What is expected: Skip every image and restate the data word for word.

Given material:
·····

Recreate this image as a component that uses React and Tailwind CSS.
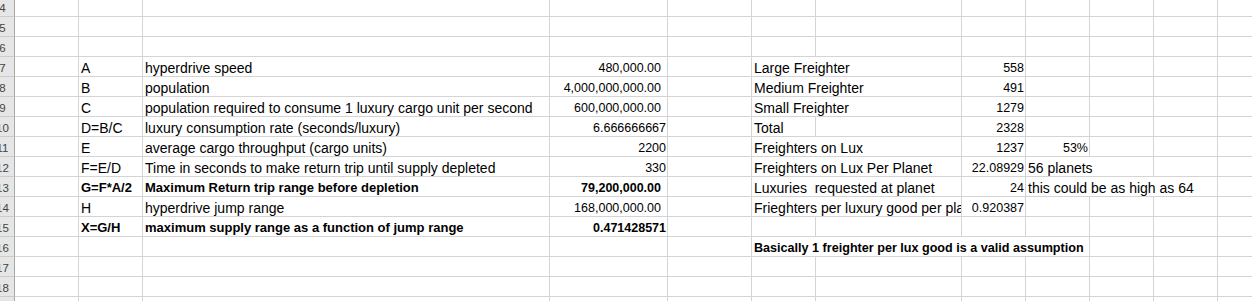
import React from "react";

const W = {
  A: "w-[64px]",
  B: "w-[64px]",
  C: "w-[407px]",
  D: "w-[118px]",
  E: "w-[84px]",
  F: "w-[64px]",
  G: "w-[146px]",
  H: "w-[64px]",
  I: "w-[64px]",
  J: "w-[64px]",
  K: "w-[64px]",
  L: "w-[64px]",
};
const ORDER = ["A", "B", "C", "D", "E", "F", "G", "H", "I", "J", "K", "L"];
const SPAN_W = {
  FG: "w-[210px]",
  FGHI: "w-[338px]",
  IJ: "w-[128px]",
  IJK: "w-[192px]",
};

const ROWS = [
  { n: 4, cells: {} },
  { n: 5, cells: {} },
  { n: 6, cells: {} },
  {
    n: 7,
    cells: {
      B: { t: "A" },
      C: { t: "hyperdrive speed" },
      D: { t: "480,000.00", k: "acc" },
      F: { t: "Large Freighter", span: "FG" },
      H: { t: "558", k: "num" },
    },
  },
  {
    n: 8,
    cells: {
      B: { t: "B" },
      C: { t: "population" },
      D: { t: "4,000,000,000.00", k: "acc" },
      F: { t: "Medium Freighter", span: "FG" },
      H: { t: "491", k: "num" },
    },
  },
  {
    n: 9,
    cells: {
      B: { t: "C" },
      C: { t: "population required to consume 1 luxury cargo unit per second" },
      D: { t: "600,000,000.00", k: "acc" },
      F: { t: "Small Freighter", span: "FG" },
      H: { t: "1279", k: "num" },
    },
  },
  {
    n: 10,
    cells: {
      B: { t: "D=B/C" },
      C: { t: "luxury consumption rate (seconds/luxury)" },
      D: { t: "6.666666667", k: "num" },
      F: { t: "Total" },
      H: { t: "2328", k: "num" },
    },
  },
  {
    n: 11,
    cells: {
      B: { t: "E" },
      C: { t: "average cargo throughput (cargo units)" },
      D: { t: "2200", k: "num" },
      F: { t: "Freighters on Lux", span: "FG" },
      H: { t: "1237", k: "num" },
      I: { t: "53%", k: "num" },
    },
  },
  {
    n: 12,
    cells: {
      B: { t: "F=E/D" },
      C: { t: "Time in seconds to make return trip until supply depleted" },
      D: { t: "330", k: "num" },
      F: { t: "Freighters on Lux Per Planet", span: "FG" },
      H: { t: "22.08929", k: "num" },
      I: { t: "56 planets", span: "IJ" },
    },
  },
  {
    n: 13,
    cells: {
      B: { t: "G=F*A/2", b: true },
      C: { t: "Maximum Return trip range before depletion", b: true },
      D: { t: "79,200,000.00", k: "acc", b: true },
      F: { t: "Luxuries  requested at planet", span: "FG" },
      H: { t: "24", k: "num" },
      I: { t: "this could be as high as 64", span: "IJK" },
    },
  },
  {
    n: 14,
    cells: {
      B: { t: "H" },
      C: { t: "hyperdrive jump range" },
      D: { t: "168,000,000.00", k: "acc" },
      F: { t: "Frieghters per luxury good per pla", span: "FG" },
      H: { t: "0.920387", k: "num" },
    },
  },
  {
    n: 15,
    cells: {
      B: { t: "X=G/H", b: true },
      C: { t: "maximum supply range as a function of jump range", b: true },
      D: { t: "0.471428571", k: "num", b: true },
    },
  },
  {
    n: 16,
    cells: {
      F: {
        t: "Basically 1 freighter per lux good is a valid assumption",
        span: "FGHI",
        k: "small",
      },
    },
  },
  { n: 17, cells: {} },
  { n: 18, cells: {} },
  { n: 19, cells: {} },
];

const BASE =
  "shrink-0 h-full border-r border-b border-[#d4d4d4] flex items-end overflow-hidden whitespace-pre leading-[16px] text-black";

function cellClass(c) {
  if (!c || !c.t) return "";
  if (c.k === "acc")
    return "justify-end pr-[6px] text-[12.5px]" + (c.b ? " font-bold" : "");
  if (c.k === "num")
    return "justify-end pr-[1px] text-[12.5px]" + (c.b ? " font-bold" : "");
  if (c.k === "small") return "pl-[2px] text-[12.6px] font-bold";
  if (c.b) return "pl-[2px] text-[13px] font-bold";
  return "pl-[2px] text-[14px]";
}

function Row({ row }) {
  const out = [];
  let i = 0;
  while (i < ORDER.length) {
    const col = ORDER[i];
    const c = row.cells[col];
    let w = W[col];
    let skip = 1;
    if (c && c.span) {
      w = SPAN_W[c.span];
      skip = c.span.length;
    }
    out.push(
      <div key={col} className={`${BASE} ${w} ${cellClass(c)}`}>
        {c && c.t ? <span>{c.t}</span> : null}
      </div>
    );
    i += skip;
  }
  return (
    <div className="flex h-[20px] shrink-0">
      <div className="shrink-0 w-[24px] h-full bg-[#e6e6e6] border-r border-r-[#a6a6a6] border-b border-b-[#cbcbcb] flex items-end justify-center text-[11.5px] leading-[15px] text-[#444]">
        <span>{row.n}</span>
      </div>
      {out}
    </div>
  );
}

export default function App() {
  return (
    <div className="w-[1252px] h-[301px] overflow-hidden bg-white font-['Liberation_Sans',Arial,sans-serif]">
      <div className="flex flex-col -mt-[3px] -ml-[9px]">
        {ROWS.map((r) => (
          <Row key={r.n} row={r} />
        ))}
      </div>
    </div>
  );
}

·····

The reply:
Recreate this image as a component that uses React and Tailwind CSS.
import React from "react";

const W = {
  A: "w-[64px]",
  B: "w-[64px]",
  C: "w-[407px]",
  D: "w-[118px]",
  E: "w-[84px]",
  F: "w-[64px]",
  G: "w-[146px]",
  H: "w-[64px]",
  I: "w-[64px]",
  J: "w-[64px]",
  K: "w-[64px]",
  L: "w-[64px]",
};
const ORDER = ["A", "B", "C", "D", "E", "F", "G", "H", "I", "J", "K", "L"];
const SPAN_W = {
  FG: "w-[210px]",
  FGHI: "w-[338px]",
  IJ: "w-[128px]",
  IJK: "w-[192px]",
};

const ROWS = [
  { n: 4, cells: {} },
  { n: 5, cells: {} },
  { n: 6, cells: {} },
  {
    n: 7,
    cells: {
      B: { t: "A" },
      C: { t: "hyperdrive speed" },
      D: { t: "480,000.00", k: "acc" },
      F: { t: "Large Freighter", span: "FG" },
      H: { t: "558", k: "num" },
    },
  },
  {
    n: 8,
    cells: {
      B: { t: "B" },
      C: { t: "population" },
      D: { t: "4,000,000,000.00", k: "acc" },
      F: { t: "Medium Freighter", span: "FG" },
      H: { t: "491", k: "num" },
    },
  },
  {
    n: 9,
    cells: {
      B: { t: "C" },
      C: { t: "population required to consume 1 luxury cargo unit per second" },
      D: { t: "600,000,000.00", k: "acc" },
      F: { t: "Small Freighter", span: "FG" },
      H: { t: "1279", k: "num" },
    },
  },
  {
    n: 10,
    cells: {
      B: { t: "D=B/C" },
      C: { t: "luxury consumption rate (seconds/luxury)" },
      D: { t: "6.666666667", k: "num" },
      F: { t: "Total" },
      H: { t: "2328", k: "num" },
    },
  },
  {
    n: 11,
    cells: {
      B: { t: "E" },
      C: { t: "average cargo throughput (cargo units)" },
      D: { t: "2200", k: "num" },
      F: { t: "Freighters on Lux", span: "FG" },
      H: { t: "1237", k: "num" },
      I: { t: "53%", k: "num" },
    },
  },
  {
    n: 12,
    cells: {
      B: { t: "F=E/D" },
      C: { t: "Time in seconds to make return trip until supply depleted" },
      D: { t: "330", k: "num" },
      F: { t: "Freighters on Lux Per Planet", span: "FG" },
      H: { t: "22.08929", k: "num" },
      I: { t: "56 planets", span: "IJ" },
    },
  },
  {
    n: 13,
    cells: {
      B: { t: "G=F*A/2", b: true },
      C: { t: "Maximum Return trip range before depletion", b: true },
      D: { t: "79,200,000.00", k: "acc", b: true },
      F: { t: "Luxuries  requested at planet", span: "FG" },
      H: { t: "24", k: "num" },
      I: { t: "this could be as high as 64", span: "IJK" },
    },
  },
  {
    n: 14,
    cells: {
      B: { t: "H" },
      C: { t: "hyperdrive jump range" },
      D: { t: "168,000,000.00", k: "acc" },
      F: { t: "Frieghters per luxury good per pla", span: "FG" },
      H: { t: "0.920387", k: "num" },
    },
  },
  {
    n: 15,
    cells: {
      B: { t: "X=G/H", b: true },
      C: { t: "maximum supply range as a function of jump range", b: true },
      D: { t: "0.471428571", k: "num", b: true },
    },
  },
  {
    n: 16,
    cells: {
      F: {
        t: "Basically 1 freighter per lux good is a valid assumption",
        span: "FGHI",
        k: "small",
      },
    },
  },
  { n: 17, cells: {} },
  { n: 18, cells: {} },
  { n: 19, cells: {} },
];

const BASE =
  "shrink-0 h-full border-r border-b border-[#d4d4d4] flex items-end overflow-hidden whitespace-pre leading-[16px] text-black";

function cellClass(c) {
  if (!c || !c.t) return "";
  if (c.k === "acc")
    return "justify-end pr-[6px] text-[12.5px]" + (c.b ? " font-bold" : "");
  if (c.k === "num")
    return "justify-end pr-[1px] text-[12.5px]" + (c.b ? " font-bold" : "");
  if (c.k === "small") return "pl-[2px] text-[12.6px] font-bold";
  if (c.b) return "pl-[2px] text-[13px] font-bold";
  return "pl-[2px] text-[14px]";
}

function Row({ row }) {
  const out = [];
  let i = 0;
  while (i < ORDER.length) {
    const col = ORDER[i];
    const c = row.cells[col];
    let w = W[col];
    let skip = 1;
    if (c && c.span) {
      w = SPAN_W[c.span];
      skip = c.span.length;
    }
    out.push(
      <div key={col} className={`${BASE} ${w} ${cellClass(c)}`}>
        {c && c.t ? <span>{c.t}</span> : null}
      </div>
    );
    i += skip;
  }
  return (
    <div className="flex h-[20px] shrink-0">
      <div className="shrink-0 w-[24px] h-full bg-[#e6e6e6] border-r border-r-[#a6a6a6] border-b border-b-[#cbcbcb] flex items-end justify-center text-[11.5px] leading-[15px] text-[#444]">
        <span>{row.n}</span>
      </div>
      {out}
    </div>
  );
}

export default function App() {
  return (
    <div className="w-[1252px] h-[301px] overflow-hidden bg-white font-['Liberation_Sans',Arial,sans-serif]">
      <div className="flex flex-col -mt-[3px] -ml-[9px]">
        {ROWS.map((r) => (
          <Row key={r.n} row={r} />
        ))}
      </div>
    </div>
  );
}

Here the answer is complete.